5 Things to Know Before Searching for a Modular Homes in PA
Buying a home is a huge financial decision in a person’s life, regardless if you are a first time home buyer or you’re shopping for your retirement home. Modular homes in PA are becoming a popular option for many home buyers because of the lower cost of construction, and the level of customization available from most home builders today. However, home buyers can easily become overwhelmed if they are not properly prepared to begin their modular home shopping.
RidgeCrest Home Sales wants all home buyers to be prepared so their home buying experience is a good memory to share. Before visiting a modular home builder in PA, be prepared with these 5 things:
1. What modular home style are you considering?
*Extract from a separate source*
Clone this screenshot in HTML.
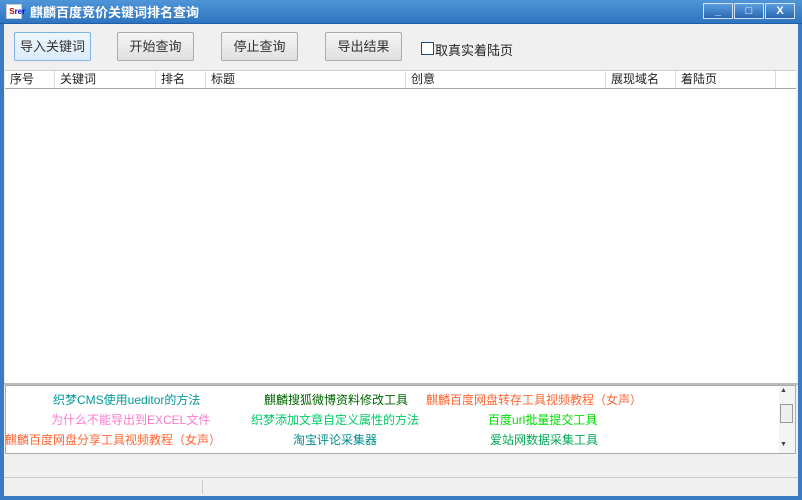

Modular homes, like stick-built homes, come in a large variety of styles. When choosing a floor plan, it’s important to first consider what type of space and style you need. The size of your family, how you plan to utilize the space, and your available budget should all be considered before beginning your floor plan search. Cape Cod, Ranch, & Two-Story styles are available, and can be completely customized to fit your needs. Although some new home buyers are unaware of the flexibility of modular home building, we can certainly build multiple levels in a variety of roof pitches and exterior finishes.
2. Where will you be placing your home?
When shopping for your new modular home, it’s important to consider the lot you’ll be placing your home on. Depending on the size and shape of your property, you may want an end entry home with a porch, or a walk out basement with French doors. The lay of the land will also determine whether or not a crane is necessary or if the home can be rolled onto the foundation. In addition, it’s important to have your builder visit the property to
determine if there are any obstacles to overcome during delivery and set up of the home such as narrow roads, overhanging trees, or power line wires.
Depending on whether or not your lot is located in a development, there may be a homeowner’s association rules governing minimum square footage requirements or exterior add-ons such as a garage or porch.
3. What are your “must-haves”?
Regardless of whether you are shopping for a stick-built home or a modular home, you need to have a list of amenities and space you absolutely must have. For example – if you are a family of three but you are considering growing to four, you’ll want an additional bedroom now, rather than struggling to find space later. Do you enjoy cooking and find you have a need for storage space in your kitchen? You may want to consider homes that have, or have the option of adding, a pantry, and a kitchen design with plenty of counter space.
Common customizable options include:
- Optional kitchen designs
- Optional master suite designs
- Butler’s pantry
- Porch space
- An office/study
- A spare bedroom
4. What is your budget?
When considering your overall budget, it’s important to consider that the cost of the home is only a portion of the total price. Your foundation, excavation, utility hookups, steps/decks, etc. are all necessary items that must be completed prior to occupying the home. Depending on whether or not you want the project completed “to meet code requirements”, or want to include construction add-ons such as a covered porch, breezeway, or garage, the site work could be as much as the cost of the home. In addition, your site may require additional work to properly prepare for the home’s arrival. Your builder should be able to give you a budget allowance for site work so you can plan how much you’ll be able to spend on the home.
5. Are you able to obtain financing?
Buyers interested in purchasing a modular home should be able to obtain financing from any mortgage lender, assuming they have good credit history and meet the income requirements. Modular homes are comparable to stick-built homes and will be held to the same appraisal standards. Prior to beginning your new home search, you may want to contact a few lenders to inquire about their construction loan programs. Once you find someone you’re comfortable working with, it’s a good idea to get a preapproval. This doesn’t bind you to a particular lender or builder, but lets you know how much you’re eligible to borrow. You’ll have a clearer picture of what you can comfortably afford and be able to narrow down your home search.